I Sang 'Torn' With Natalie Imbruglia at Karaoke

Her collection of covers comprises 13 reimaginings, such as Daft Punk and Julian Casablancas’ vocodered “Instant Crush,” the Cure’s pop throwback “Friday I’m in Love,” and Death Cab for Cutie‘s acoustic grim-reaper greeting “I Will Follow You Into the Dark,” among others. When asked if she reached out to her covered artists for support or advice — or even permission —Imbruglia shakes her head with a definitive “no.” “I was too chicken,” she says.

“You start making lists,” Imbruglia explains of her album curation process. “Then you start to realize that some of the things you love, you wouldn’t sing well. Like Bonnie Raitt, I thought, ‘How could I even attempt to do a version of a Bonnie Raitt song?’ Some of my all-time favorite artists are women, it became almost too scary or too intimidating. But when I would do songs by men, it was fun. It didn’t feel like ‘I’m going head-to-head with this track, and it’s all very serious.’ It felt playful and fun.” (She also says that midway through the recording, she started “chomping at the bit to songwrite” again, and that she’s already penned eight new songs.)

Given her trepidation at returning to the music industry and touching base with her Male subjects, you’d think Imbruglia would be a hesitant karaoke-er — probably one of those participants who hides behind friends until properly liquored up enough to sing “Livin’ on a Prayer.”
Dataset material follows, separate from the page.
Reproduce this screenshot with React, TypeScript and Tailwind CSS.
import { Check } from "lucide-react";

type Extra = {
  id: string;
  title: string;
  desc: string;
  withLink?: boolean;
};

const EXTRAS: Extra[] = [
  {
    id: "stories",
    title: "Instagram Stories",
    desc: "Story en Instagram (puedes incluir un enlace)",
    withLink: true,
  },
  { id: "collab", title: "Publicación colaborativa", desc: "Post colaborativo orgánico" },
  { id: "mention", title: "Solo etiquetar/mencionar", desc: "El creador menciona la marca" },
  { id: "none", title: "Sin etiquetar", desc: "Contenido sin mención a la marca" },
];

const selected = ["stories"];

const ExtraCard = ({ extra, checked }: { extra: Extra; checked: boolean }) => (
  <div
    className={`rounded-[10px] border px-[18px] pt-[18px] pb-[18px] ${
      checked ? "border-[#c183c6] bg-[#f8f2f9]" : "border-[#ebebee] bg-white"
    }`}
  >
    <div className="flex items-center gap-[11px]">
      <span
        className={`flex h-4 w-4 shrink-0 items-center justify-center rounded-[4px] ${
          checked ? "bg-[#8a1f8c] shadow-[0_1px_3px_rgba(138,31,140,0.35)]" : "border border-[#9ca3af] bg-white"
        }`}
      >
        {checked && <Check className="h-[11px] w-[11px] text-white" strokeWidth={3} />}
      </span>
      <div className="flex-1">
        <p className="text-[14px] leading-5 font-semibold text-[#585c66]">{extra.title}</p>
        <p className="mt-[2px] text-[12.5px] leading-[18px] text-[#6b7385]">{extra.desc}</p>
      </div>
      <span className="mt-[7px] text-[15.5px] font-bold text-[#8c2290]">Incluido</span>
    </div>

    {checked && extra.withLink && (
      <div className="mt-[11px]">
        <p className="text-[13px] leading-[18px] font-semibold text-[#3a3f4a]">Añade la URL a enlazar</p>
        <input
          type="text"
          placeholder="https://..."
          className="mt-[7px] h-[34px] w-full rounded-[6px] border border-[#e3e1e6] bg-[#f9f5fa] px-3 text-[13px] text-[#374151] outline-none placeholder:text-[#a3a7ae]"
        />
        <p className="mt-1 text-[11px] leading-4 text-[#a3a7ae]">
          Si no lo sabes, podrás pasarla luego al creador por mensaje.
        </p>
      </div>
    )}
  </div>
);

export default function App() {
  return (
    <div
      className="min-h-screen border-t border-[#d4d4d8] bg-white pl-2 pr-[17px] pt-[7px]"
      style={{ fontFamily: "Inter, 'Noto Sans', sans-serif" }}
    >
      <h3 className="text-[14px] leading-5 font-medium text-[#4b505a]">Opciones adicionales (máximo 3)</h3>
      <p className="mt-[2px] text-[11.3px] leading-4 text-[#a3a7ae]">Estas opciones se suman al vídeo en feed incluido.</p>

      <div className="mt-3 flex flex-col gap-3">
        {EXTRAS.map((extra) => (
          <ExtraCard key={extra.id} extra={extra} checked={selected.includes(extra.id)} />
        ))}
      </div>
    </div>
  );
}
But Imbruglia is not one of those people. I punch in the number for Britney Spears’ “…Baby One More Time,” and just as the dun-nah-nah opening chords sound, she’s up and at the mic by herself, posing, going “Oh, bay-bee, bay-bee,” tipping her head back, and lifting her knees up to her chest. You’d have thought she was three drinks in, despite her staying totally sober, due to a 5 a.m. call time for a Today Show segment tomorrow.

I Sang 'Torn' With Natalie Imbruglia at Karaoke

Alcohol or no, Imbruglia knows how to deliver a full-bodied karaoke performance — even if the rest of her crew hasn’t quite gotten the courage up yet to join her. Sensing that she’d rather sing with a partner (we’re in a tiny, rented room with a disco ball whirling overhead, and not a full karaoke bar — solo performances can be awkward even when you’re Natalie Imbruglia), I cue up Queen’s “Bohemian Rhapsody,” walk to the front, and team up with the room’s resident Grammy nominee.

A few collective Scaramouches and Galileos later, everyone forgets their inhibitions and starts shrieking along. Collectively, we walk 500 miles with the Proclaimers, we promise to “Hold On” to Wilson Phillips, and, like I’ve been unwittingly practicing all week, I get “Torn” in front of Imbruglia.

I had planned to serenade Natalie, but she has other ideas. She gets right up there with me, stretches her arms out like wings, and shakes her hair in front of her face to emulate her track’s famous video. She leans against my back and dips her head back again, as if we’re singing to an audience of thousands and not just to her — no less appreciative — crew of friends and managers. Under normal circumstances, I’d leave the head-tipping and the spinal curving to the professionals, but I feel like I owe it to my 10-year-old self to get this right.

When the final harmonies run out, Imbruglia turns around and engulfs me in a bear hug, our second embrace of the night. The next morning, as predicted, “Torn” has cleared out of my head, and I can apply makeup in relative peace.